| TASK STATEMENT |
Present every line in which the string "index" appears.

| Extracted data entries |
===

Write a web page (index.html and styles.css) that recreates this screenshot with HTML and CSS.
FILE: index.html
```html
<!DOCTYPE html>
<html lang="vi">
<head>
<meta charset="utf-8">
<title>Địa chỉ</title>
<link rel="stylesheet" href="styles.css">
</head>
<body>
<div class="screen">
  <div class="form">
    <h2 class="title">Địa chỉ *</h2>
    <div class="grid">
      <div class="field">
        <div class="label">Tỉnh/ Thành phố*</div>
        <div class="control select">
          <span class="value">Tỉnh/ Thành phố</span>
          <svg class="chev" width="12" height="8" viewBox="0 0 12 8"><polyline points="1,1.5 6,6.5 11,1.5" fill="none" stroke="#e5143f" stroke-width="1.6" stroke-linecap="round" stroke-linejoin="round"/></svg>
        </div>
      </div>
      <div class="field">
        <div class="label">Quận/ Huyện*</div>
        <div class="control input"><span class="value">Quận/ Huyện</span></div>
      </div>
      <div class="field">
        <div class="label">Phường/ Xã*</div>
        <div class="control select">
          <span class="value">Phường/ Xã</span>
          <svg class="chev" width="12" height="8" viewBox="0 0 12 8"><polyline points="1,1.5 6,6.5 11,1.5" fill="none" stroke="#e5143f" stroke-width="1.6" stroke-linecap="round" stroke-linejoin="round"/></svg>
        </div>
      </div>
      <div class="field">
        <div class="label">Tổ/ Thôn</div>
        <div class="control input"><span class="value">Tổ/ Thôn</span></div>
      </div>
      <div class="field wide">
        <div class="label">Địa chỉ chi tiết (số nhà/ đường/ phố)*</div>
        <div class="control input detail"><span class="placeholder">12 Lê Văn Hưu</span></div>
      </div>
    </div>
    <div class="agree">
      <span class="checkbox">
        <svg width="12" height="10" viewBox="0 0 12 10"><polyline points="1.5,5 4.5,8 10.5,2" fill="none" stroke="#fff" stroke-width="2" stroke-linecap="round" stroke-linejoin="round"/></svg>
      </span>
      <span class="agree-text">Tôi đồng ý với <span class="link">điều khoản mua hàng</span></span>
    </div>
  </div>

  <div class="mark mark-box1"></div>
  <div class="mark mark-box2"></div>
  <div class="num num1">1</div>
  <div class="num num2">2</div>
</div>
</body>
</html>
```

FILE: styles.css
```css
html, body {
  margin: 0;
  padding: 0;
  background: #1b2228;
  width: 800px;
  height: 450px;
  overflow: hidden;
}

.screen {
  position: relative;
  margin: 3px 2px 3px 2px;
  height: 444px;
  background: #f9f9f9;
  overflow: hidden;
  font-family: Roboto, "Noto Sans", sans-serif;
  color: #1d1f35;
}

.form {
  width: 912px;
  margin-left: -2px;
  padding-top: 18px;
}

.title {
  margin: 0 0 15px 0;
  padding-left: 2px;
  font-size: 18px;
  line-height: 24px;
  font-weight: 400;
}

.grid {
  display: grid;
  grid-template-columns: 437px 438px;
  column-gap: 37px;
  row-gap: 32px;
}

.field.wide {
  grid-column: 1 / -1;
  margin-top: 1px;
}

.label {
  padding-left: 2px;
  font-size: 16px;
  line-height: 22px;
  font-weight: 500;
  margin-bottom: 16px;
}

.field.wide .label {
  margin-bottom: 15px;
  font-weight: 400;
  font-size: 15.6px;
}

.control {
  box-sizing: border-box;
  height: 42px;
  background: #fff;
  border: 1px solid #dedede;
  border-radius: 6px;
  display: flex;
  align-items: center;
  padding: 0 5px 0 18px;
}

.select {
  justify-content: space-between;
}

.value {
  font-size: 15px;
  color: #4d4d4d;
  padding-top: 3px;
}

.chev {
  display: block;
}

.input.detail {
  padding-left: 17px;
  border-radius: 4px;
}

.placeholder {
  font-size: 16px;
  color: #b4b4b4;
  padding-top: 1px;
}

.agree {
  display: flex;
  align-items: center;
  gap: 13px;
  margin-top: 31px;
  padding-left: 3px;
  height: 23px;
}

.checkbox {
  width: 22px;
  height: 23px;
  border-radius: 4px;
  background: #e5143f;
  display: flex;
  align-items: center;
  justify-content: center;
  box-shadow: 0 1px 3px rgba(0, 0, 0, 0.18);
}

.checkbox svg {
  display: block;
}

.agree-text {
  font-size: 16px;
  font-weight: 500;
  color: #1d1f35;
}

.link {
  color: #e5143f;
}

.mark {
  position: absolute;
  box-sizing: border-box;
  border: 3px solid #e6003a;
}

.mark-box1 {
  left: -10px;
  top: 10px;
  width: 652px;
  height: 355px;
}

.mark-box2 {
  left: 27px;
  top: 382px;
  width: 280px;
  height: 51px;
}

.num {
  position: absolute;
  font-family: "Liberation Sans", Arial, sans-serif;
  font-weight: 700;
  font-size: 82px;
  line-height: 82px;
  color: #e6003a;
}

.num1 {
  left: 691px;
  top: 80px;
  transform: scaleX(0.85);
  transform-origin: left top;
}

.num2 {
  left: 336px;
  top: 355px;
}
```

===

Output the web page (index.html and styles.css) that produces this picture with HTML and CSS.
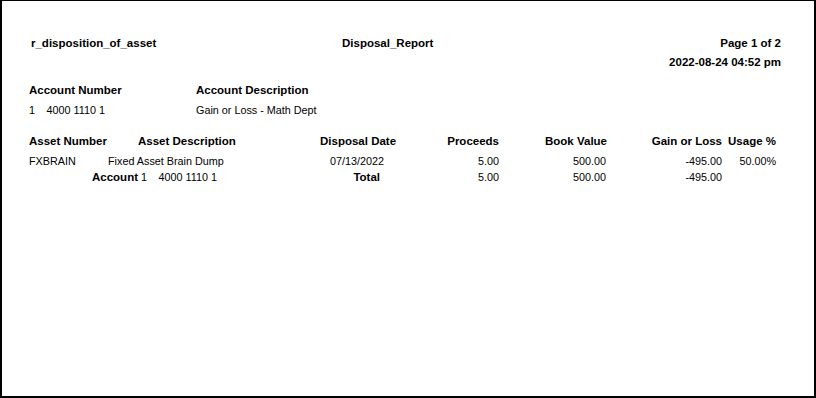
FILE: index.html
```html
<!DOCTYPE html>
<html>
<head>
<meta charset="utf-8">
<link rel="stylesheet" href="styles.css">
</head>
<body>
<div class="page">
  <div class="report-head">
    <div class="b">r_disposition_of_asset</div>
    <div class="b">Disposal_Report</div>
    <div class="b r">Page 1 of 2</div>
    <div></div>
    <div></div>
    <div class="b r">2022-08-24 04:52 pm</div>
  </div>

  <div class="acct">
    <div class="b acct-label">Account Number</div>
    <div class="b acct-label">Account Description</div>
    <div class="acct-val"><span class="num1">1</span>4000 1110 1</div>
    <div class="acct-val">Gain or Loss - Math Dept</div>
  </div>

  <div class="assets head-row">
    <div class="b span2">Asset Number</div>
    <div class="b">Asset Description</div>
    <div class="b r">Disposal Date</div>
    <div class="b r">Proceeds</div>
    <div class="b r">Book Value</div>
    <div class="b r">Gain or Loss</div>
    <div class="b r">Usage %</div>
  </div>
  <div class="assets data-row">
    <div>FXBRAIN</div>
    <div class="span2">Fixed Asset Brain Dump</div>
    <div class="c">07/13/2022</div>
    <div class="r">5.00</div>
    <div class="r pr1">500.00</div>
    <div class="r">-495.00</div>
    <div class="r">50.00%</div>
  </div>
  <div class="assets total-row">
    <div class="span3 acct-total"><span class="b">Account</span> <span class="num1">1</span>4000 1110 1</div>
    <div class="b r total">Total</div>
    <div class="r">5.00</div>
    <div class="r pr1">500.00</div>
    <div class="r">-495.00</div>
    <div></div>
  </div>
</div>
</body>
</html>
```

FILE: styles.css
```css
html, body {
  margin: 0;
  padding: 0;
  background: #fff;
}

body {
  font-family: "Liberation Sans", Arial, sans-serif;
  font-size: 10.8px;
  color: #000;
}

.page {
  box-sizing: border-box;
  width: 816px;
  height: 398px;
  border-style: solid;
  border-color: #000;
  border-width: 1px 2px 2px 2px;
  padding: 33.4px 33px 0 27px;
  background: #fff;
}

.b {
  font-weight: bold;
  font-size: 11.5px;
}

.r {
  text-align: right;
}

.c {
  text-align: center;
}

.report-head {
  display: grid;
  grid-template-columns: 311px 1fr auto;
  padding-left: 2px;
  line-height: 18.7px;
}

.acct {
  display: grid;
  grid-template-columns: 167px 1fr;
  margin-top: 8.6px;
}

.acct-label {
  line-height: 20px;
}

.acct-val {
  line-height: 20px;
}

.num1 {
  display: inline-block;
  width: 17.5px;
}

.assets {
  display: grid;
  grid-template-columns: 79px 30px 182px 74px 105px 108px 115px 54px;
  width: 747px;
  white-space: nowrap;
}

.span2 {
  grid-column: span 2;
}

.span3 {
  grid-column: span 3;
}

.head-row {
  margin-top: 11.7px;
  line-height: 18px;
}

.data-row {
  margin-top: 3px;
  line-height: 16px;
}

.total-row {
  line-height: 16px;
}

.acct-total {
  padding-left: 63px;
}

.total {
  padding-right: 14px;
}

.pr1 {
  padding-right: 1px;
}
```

===

| RESULT OF THE TASK |
Write a web page (index.html and styles.css) that recreates this screenshot with HTML and CSS.
FILE: index.html
Output the web page (index.html and styles.css) that produces this picture with HTML and CSS.
FILE: index.html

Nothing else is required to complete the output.